In legal parlance, a business name (firma) is the designation of an undertaking, whether a sole trader, partnership, or company. The principal rules for creating business names are laid down under the Civil Code (“CC”) and the Commercial Companies Code (“CCC”). The business name of a natural person (individual) is his or her first and last name and of a legal person, its business name. In addition to the basic data provided for under law, the business name may also include other optional designations, such as the scope of business, location, or an alias. The limits are framed above all by the principle of truthfulness: the business name should be sufficiently distinct from business names of other undertakings and it cannot be misleading, in particular as regards the identity of the undertaking  (sole trader, partnership, or company), objects and place of business, or supply sources. Pursuant to Article 5 of the Act on Counteracting Unfair Competition of 16 April 1993, any activities in breach of the above are acts of unfair competition.

By definition, a business name incorporating the last name of a third party violates the above requirements. However, Article 439 § 1 of CC provides that an undertaking may authorise another undertaking to use its business name unless it is misleading. It must be noted that no transfer of the business name is involved here, as such a transaction is impermissible and an agreement providing for it would be unconditionally invalid. The authorisation referred to above offers the opportunity to employ the market standing and reputation of another undertaking, thus improving the success prospects of a fledgling business. A case in point is a franchising agreement under the terms of which the franchisor gives its various franchisees the right and at the same time imposing an obligation on them to conduct the business in line with the principles prescribed by it; the franchisor among others authorises its franchisees to use its business name.

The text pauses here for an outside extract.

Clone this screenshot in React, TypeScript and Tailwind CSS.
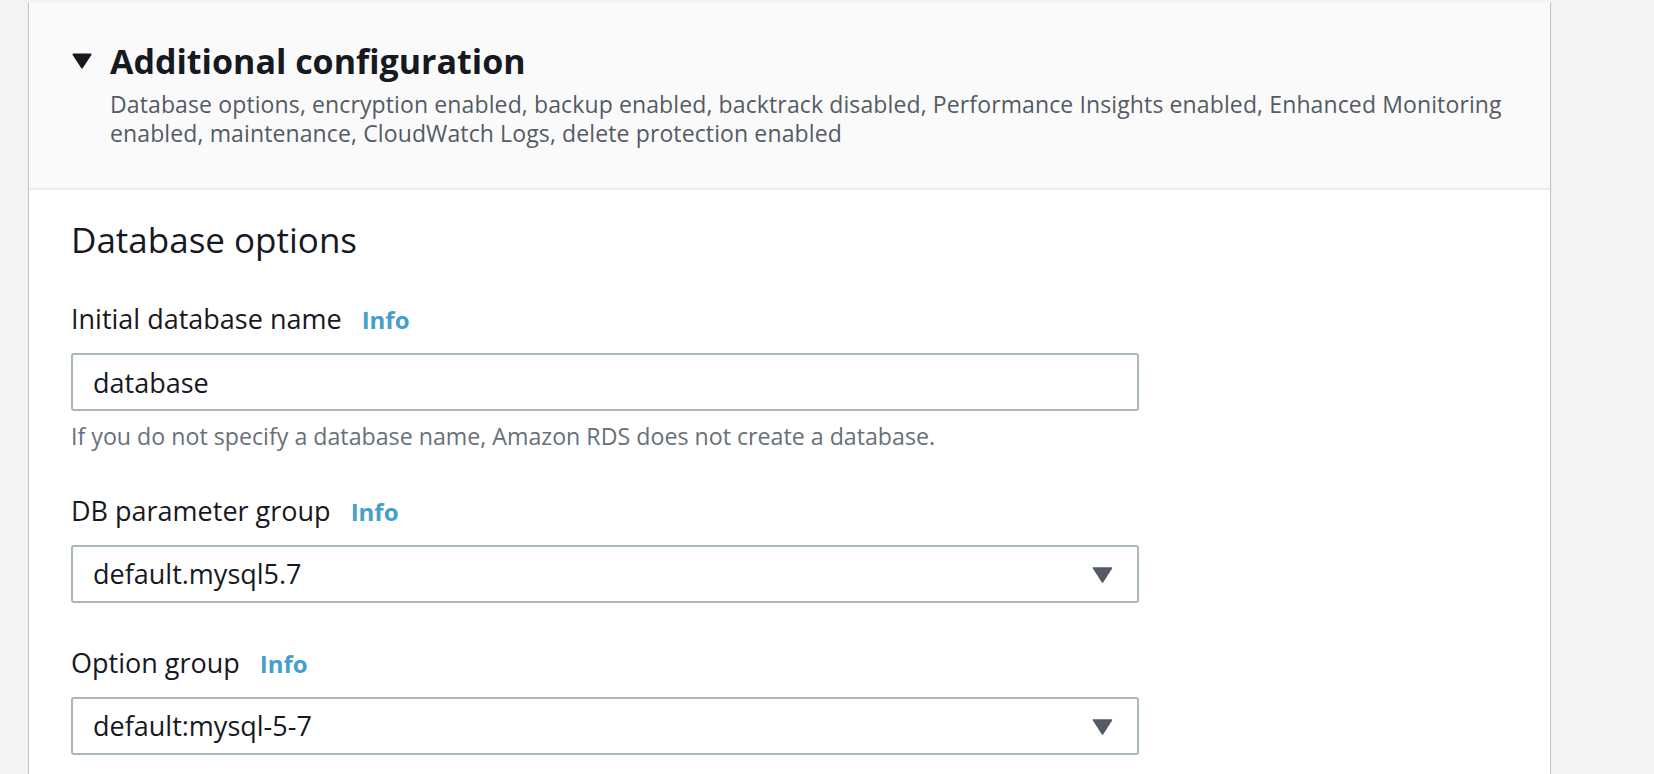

Pursuant to Article 438 § 1 of CC, in the event a name partner/shareholder ceases to be a member, the partnership/company may retain his or her name as included in its business name only with a written consent and in the event of his or her death, with the consent of his or her spouse and children. The requirement of written form has been prescribed here for evidentiary purposes (ad probationem). The outgoing partner/shareholder may but is not required to grant such a consent. This is a personal right, and the other partners/shareholders and the partnership/company may not enforce granting such a consent before the court. The same holds true for an undertaking taking over a business under e.g. a transfer agreement, as pursuant to Article 438 § 2 of CC, the obligation to obtain the consent applies as appropriate in the event the business of one natural person is continued by another natural person being his or her legal successor.

One should also note the principles pertaining to the formulation of the business (trading) name of a natural person in case of takeover. In order not to mislead other entities, the business name must indicate as required the identity of the individual currently conducting the business, and the name of the predecessor can be incorporated in the business name as the optional item referred to above.

As provided for under legal regulations, the acquisition of a right to another undertaking’s business name is possible under certain conditions, the purpose being to provide security to the businesses operating in the market as well as the consumers.